Without discounted pricing, most ECM bankers are pessimistic about the government’s chances of achieving its targets. The Sensex 30 fell 25% last year, leaving many investors disenchanted. They need to see an obvious upside to any deal if they are going to participate, says bankers. Even financial deals, which have provided the majority of the year’s ECM volumes, have been issued at a discount. Housing Development Finance Corp was sold at a 6.5% discount but managed to complete a $2bn deal on the back of what bankers described as a blow-out book of investors.

"Conventional wisdom says that if you are going to put a sufficiently large amount of liquidity in the market of a particular stock, you need to discount it appropriately, to attract a diverse set of quality long term investors, says Bhavna Thakur, head of equity capital markets origination, Citi India.

"When you look at large blocks across the world, data will prove that large blocks need to be discounted. The quanta of such discounts are based on the fundamentals and scarcity premium the company enjoys in the market."

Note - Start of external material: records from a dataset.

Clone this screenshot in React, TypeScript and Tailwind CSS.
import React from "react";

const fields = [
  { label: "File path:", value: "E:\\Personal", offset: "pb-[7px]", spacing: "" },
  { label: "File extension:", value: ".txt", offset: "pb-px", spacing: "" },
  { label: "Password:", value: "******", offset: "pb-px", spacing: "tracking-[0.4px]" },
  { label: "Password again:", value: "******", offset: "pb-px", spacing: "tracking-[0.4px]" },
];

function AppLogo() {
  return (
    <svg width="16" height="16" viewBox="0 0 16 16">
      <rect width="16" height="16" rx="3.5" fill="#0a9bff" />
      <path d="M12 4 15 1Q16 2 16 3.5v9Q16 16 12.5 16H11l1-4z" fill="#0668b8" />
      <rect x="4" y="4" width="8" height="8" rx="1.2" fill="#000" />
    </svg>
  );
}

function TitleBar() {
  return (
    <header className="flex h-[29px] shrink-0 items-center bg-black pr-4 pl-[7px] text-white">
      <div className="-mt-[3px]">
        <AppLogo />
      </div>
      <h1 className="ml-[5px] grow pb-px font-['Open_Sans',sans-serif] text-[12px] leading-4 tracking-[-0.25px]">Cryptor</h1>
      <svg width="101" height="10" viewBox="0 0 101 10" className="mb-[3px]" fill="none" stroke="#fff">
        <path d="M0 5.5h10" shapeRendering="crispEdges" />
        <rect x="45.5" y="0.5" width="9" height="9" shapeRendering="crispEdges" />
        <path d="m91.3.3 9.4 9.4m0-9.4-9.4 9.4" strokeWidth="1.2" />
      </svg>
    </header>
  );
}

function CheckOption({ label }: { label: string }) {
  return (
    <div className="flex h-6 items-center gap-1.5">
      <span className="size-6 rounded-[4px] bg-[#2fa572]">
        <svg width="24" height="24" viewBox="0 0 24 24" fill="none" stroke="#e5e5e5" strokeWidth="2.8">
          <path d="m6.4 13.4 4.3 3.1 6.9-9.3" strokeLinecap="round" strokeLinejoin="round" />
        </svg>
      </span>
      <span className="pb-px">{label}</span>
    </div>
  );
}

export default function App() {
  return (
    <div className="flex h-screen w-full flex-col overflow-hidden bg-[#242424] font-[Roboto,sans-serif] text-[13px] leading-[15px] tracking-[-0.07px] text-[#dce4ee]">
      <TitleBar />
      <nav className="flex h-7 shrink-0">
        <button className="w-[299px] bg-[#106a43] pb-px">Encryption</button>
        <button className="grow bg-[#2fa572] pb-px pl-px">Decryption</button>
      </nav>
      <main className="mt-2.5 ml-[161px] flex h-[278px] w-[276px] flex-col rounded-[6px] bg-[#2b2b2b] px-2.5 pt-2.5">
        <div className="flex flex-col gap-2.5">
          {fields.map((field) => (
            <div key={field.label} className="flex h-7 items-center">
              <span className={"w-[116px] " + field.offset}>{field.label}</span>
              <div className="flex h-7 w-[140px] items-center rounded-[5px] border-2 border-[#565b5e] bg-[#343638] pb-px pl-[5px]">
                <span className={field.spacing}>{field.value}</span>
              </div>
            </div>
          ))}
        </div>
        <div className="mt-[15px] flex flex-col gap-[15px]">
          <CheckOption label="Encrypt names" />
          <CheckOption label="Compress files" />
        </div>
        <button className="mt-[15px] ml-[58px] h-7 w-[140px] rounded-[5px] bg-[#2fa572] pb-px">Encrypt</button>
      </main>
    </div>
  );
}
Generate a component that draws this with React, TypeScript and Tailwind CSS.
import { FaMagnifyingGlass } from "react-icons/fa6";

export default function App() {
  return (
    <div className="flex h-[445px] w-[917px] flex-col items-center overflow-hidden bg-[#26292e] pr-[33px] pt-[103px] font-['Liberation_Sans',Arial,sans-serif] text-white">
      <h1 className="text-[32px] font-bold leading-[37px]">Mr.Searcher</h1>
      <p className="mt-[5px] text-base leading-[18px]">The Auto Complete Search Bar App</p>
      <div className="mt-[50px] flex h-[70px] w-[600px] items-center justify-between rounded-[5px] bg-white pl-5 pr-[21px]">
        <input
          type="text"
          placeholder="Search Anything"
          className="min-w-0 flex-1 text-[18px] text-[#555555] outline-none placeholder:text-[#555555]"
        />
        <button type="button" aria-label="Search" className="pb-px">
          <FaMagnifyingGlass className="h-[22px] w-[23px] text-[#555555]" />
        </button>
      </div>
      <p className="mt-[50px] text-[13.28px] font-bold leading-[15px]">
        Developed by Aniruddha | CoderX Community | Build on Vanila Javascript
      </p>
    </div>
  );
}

Bankers admit that there are some companies, whether government-owned or not, that would struggle to find demand at any discount. Issuers have increasingly been looking at selling to private investors instead of tapping the public markets. Just Dial, for example, put off its IPO plans earlier this year after receiving a capital injection from Sequoia Capital and SAP Ventures. The telephone directory company still intends to come to the market, but now it has the flexibility to wait until the IPO market opens up again — which most bankers think will be the beginning of 2013.

Strategic solutions?

The government is considering something similar. It has started a bidding process for the outright sale of Tyre Corporation, while Hindustan Copper is also understood to be the target of a potential private strategic investment. These deals could be the key to reaching the government’s $6bn aim, said bankers.

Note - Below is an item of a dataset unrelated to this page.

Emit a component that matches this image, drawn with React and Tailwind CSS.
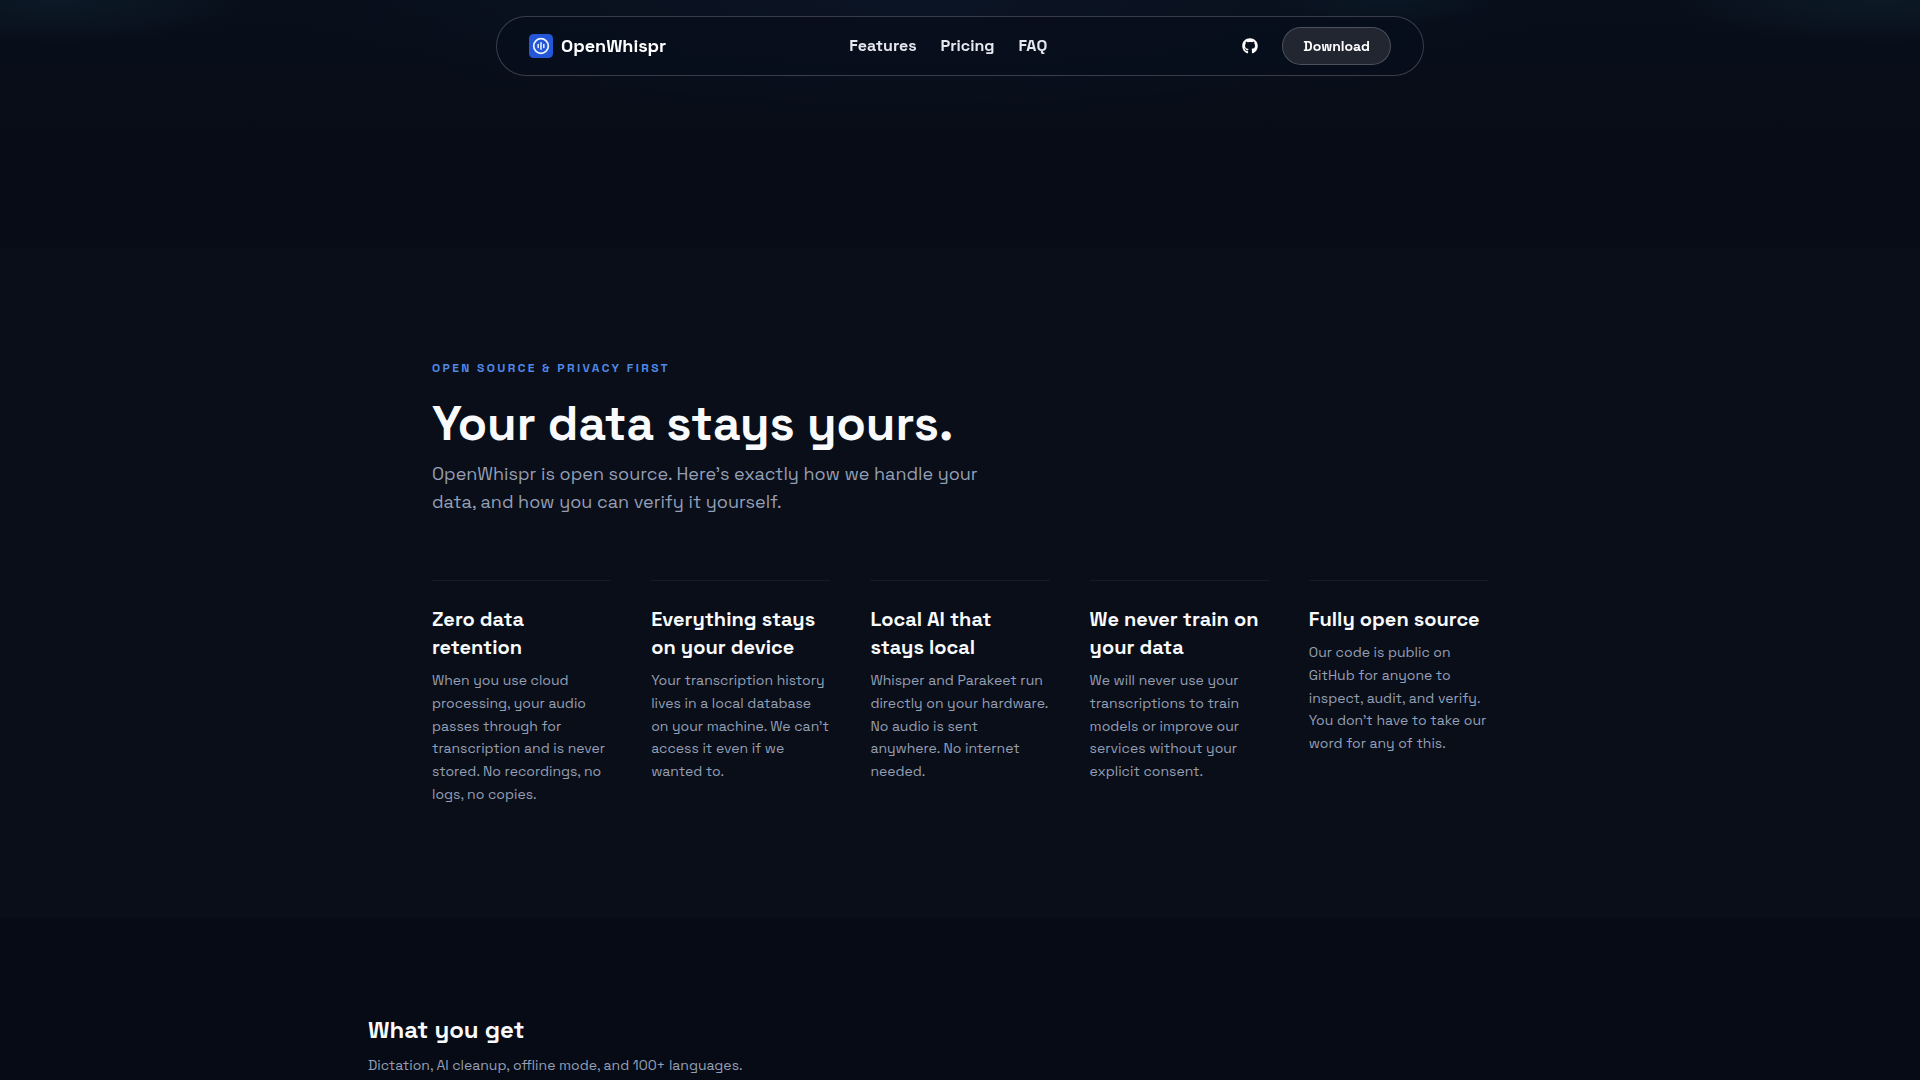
import { FaGithub } from 'react-icons/fa';

const navLinks = [
  { label: 'Features', href: '#features' },
  { label: 'Pricing', href: '#pricing' },
  { label: 'FAQ', href: '#faq' },
];

const promises = [
  {
    title: 'Zero data retention',
    body: 'When you use cloud processing, your audio passes through for transcription and is never stored. No recordings, no logs, no copies.',
  },
  {
    title: 'Everything stays on your device',
    body: 'Your transcription history lives in a local database on your machine. We can’t access it even if we wanted to.',
  },
  {
    title: 'Local AI that stays local',
    body: 'Whisper and Parakeet run directly on your hardware. No audio is sent anywhere. No internet needed.',
  },
  {
    title: 'We never train on your data',
    body: 'We will never use your transcriptions to train models or improve our services without your explicit consent.',
  },
  {
    title: 'Fully open source',
    body: 'Our code is public on GitHub for anyone to inspect, audit, and verify. You don’t have to take our word for any of this.',
  },
];

function Logo() {
  return (
    <svg viewBox="0 0 24 24" className="size-6" aria-hidden="true">
      <rect width="24" height="24" rx="4.5" fill="#2456d8" />
      <circle cx="12" cy="12" r="7.3" fill="none" stroke="#eef4ff" strokeWidth="1.7" />
      <path d="M9.2 10.6v2.8M12 8.7v6.6M14.8 10.6v2.8" stroke="#eef4ff" strokeWidth="1.5" strokeLinecap="round" />
    </svg>
  );
}

function Header() {
  return (
    <header className="fixed inset-x-0 top-4 z-10 px-6">
      <div className="mx-auto flex h-[60px] max-w-[928px] items-center justify-between rounded-full border border-white/20 bg-[#080e1b]/80 px-8">
        <a href="#top" className="flex items-center gap-2 text-lg font-bold text-white">
          <Logo />
          OpenWhispr
        </a>
        <nav className="flex items-center gap-6">
          {navLinks.map((link) => (
            <a key={link.label} href={link.href} className="text-base font-semibold text-[#e4e7ed]">
              {link.label}
            </a>
          ))}
        </nav>
        <div className="flex items-center gap-3">
          <a href="#github" aria-label="GitHub" className="p-3 text-white">
            <FaGithub className="size-4" />
          </a>
          <button
            type="button"
            className="h-[38px] rounded-full border border-white/20 bg-[#212631] px-5 text-sm font-bold text-white"
          >
            Download
          </button>
        </div>
      </div>
    </header>
  );
}

export default function App() {
  return (
    <div
      id="top"
      className="min-h-screen bg-[#070b15] antialiased font-['Space_Grotesk',Inter,sans-serif]"
    >
      <Header />

      <div className="h-62 bg-[radial-gradient(ellipse_200px_44px_at_3%_0,#0c1926,transparent),radial-gradient(ellipse_620px_130px_at_48%_0,#0b1424,transparent),radial-gradient(ellipse_220px_44px_at_98%_0,#0c1a26,transparent),radial-gradient(ellipse_110px_24px_at_72%_0,#0a1824,transparent),linear-gradient(#080f1b,#070c16_130px)]" />

      <section id="privacy" className="bg-[#0a0e18] py-28">
        <div className="mx-auto max-w-6xl px-12">
          <p className="text-xs font-semibold uppercase tracking-[0.2em] text-[#5088e6]">
            Open source &amp; privacy first
          </p>
          <h1 className="mt-6 text-5xl/none font-bold text-[#f8fafc]">Your data stays yours.</h1>
          <p className="mt-3 max-w-xl text-lg/7 text-[#949fb5]">
            OpenWhispr is open source. Here’s exactly how we handle your data, and how you can verify it yourself.
          </p>

          <div className="mt-16 grid grid-cols-5 gap-10">
            {promises.map((item) => (
              <article key={item.title} className="border-t border-[#151b26] pt-6">
                <h2 className="text-xl/7 font-bold text-[#f8fafc]">{item.title}</h2>
                <p className="mt-2 text-sm/relaxed text-[#949fb5]">{item.body}</p>
              </article>
            ))}
          </div>
        </div>
      </section>

      <section id="features" className="pt-24">
        <div className="mx-auto max-w-7xl px-12">
          <h2 className="text-2xl/8 font-bold text-[#f8fafc]">What you get</h2>
          <p className="mt-2 text-sm/relaxed text-[#949fb5]">
            Dictation, AI cleanup, offline mode, and 100+ languages.
          </p>
        </div>
      </section>
    </div>
  );
}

"The divestment target is realistic but it might not be through capital market offerings only," says Vinay Menon, head of ECM India at JP Morgan. "There could be other ways they could monetise their assets."

The government is also looking into the possibility of offering stakes through an exchange traded fund. The ETF would consist of a basket of stocks in companies such as ONGC or SAIL, and the aim would be to offer investors diverse exposure to India’s PSUs.

ECM bankers say they are in constant dialogue with the government about the effectiveness of this structure. Some think it could work, given the generally cautious approach of foreign investors towards India.

"Several large funds in the US that find the Indian market attractive but are lacking conviction, find the best way to play is through an ETF," says V Jayasankar, head of ECM, Kotak Investment Banking. "The need for active portfolio management is limited so the product has recently become a fairly important mode of investment into India and that may continue."

Other bankers have suggested alternative approaches, such as a series of blocks in individual companies at the same time or a few blocks in the same company throughout the year. Carlyle has sold two blocks in HDFC this year, reducing its stake in what one banker called a "sensible block strategy". This has consisted of taking advantage of small windows of opportunity to place the right name in amounts that can be absorbed by the market at that time. ECM bankers told EuroWeek Asia that they preferred the sale of individual stocks one-by-one in general over other methods such as an ETF.

"Our view is that there will be far greater demand and liquidity investing directly into individual stocks than a government ETF," said a senior ECM banker. "Many of the government’s divestment companies are very liquid so can be exited easily. But an ETF is quite rigid and investors will not have a say on its weighting between companies."

The government may find it tough to go down the IPO route for divestments, say ECM bankers. RINL has long been considered to be the most obvious next candidate, but after just 14 IPOs have completed this year — and only one those for more than $40m — bankers do not expect a meaningful flotation market to return until early next year, at the earliest.

Issuers are put off by the poor performance or cancellation of deals — and the risky two weeks they have to wait before the stock lists after bookbuilding. "The IPO market is more challenging than at any time in the past," says Debasish Purohit, head of ECM India at Bank of America Merrill Lynch. "I think it will take one top-notch name with a decently large-sized well-priced offering to crack the IPO code and open up the market."

But whatever structure is chosen, bankers are still concerned that India’s macro fundamentals will present obstacles to getting deals away, particularly considering the government’s infrastructure and power-centric pipeline. Some resolution of the subsidy debate could help investors predict companies’ earnings in the oil and gas sector more easily, say investors.

If the government does succeed in raising $6bn before the end of March, much of the revenue will go into paying for its growing expenses in subsidies and elsewhere. But Kotak’s Pan thinks the government could prove its commitment to these sectors — building investor and global confidence in India at the same time — by using the funds in another way.

"Expenditures like subsidies are wasteful and do not add to the production, or tax generation capacity of the country," he says. "So instead of just entering the proceeds of these divestments into the current expenditure stream, the government should lead investment in key areas such as the power sector or other infrastructure. This would promote production and growth in the country and also provide a new tax stream."

However the funds are used, bankers are vehement that the government needs to be pragmatic about how to raise them. The strength of demand for some primary market deals in India this year proves there is demand at the right price and for the right name. If the government resolves some sector grievances and offers sensible pricing, the ECM market could pick up again and help the finance ministry on its way to Rs300bn.

"Both the secondary and primary equity markets are waiting for the investment cycle to pick up again and if the government introduces new measures during a parliament session or immediately after one, this could definitely happen," says Sumit Jalan, head of India ECM at Credit Suisse. "I think we will see a much more fertile patch of issuance from now until the end of the year."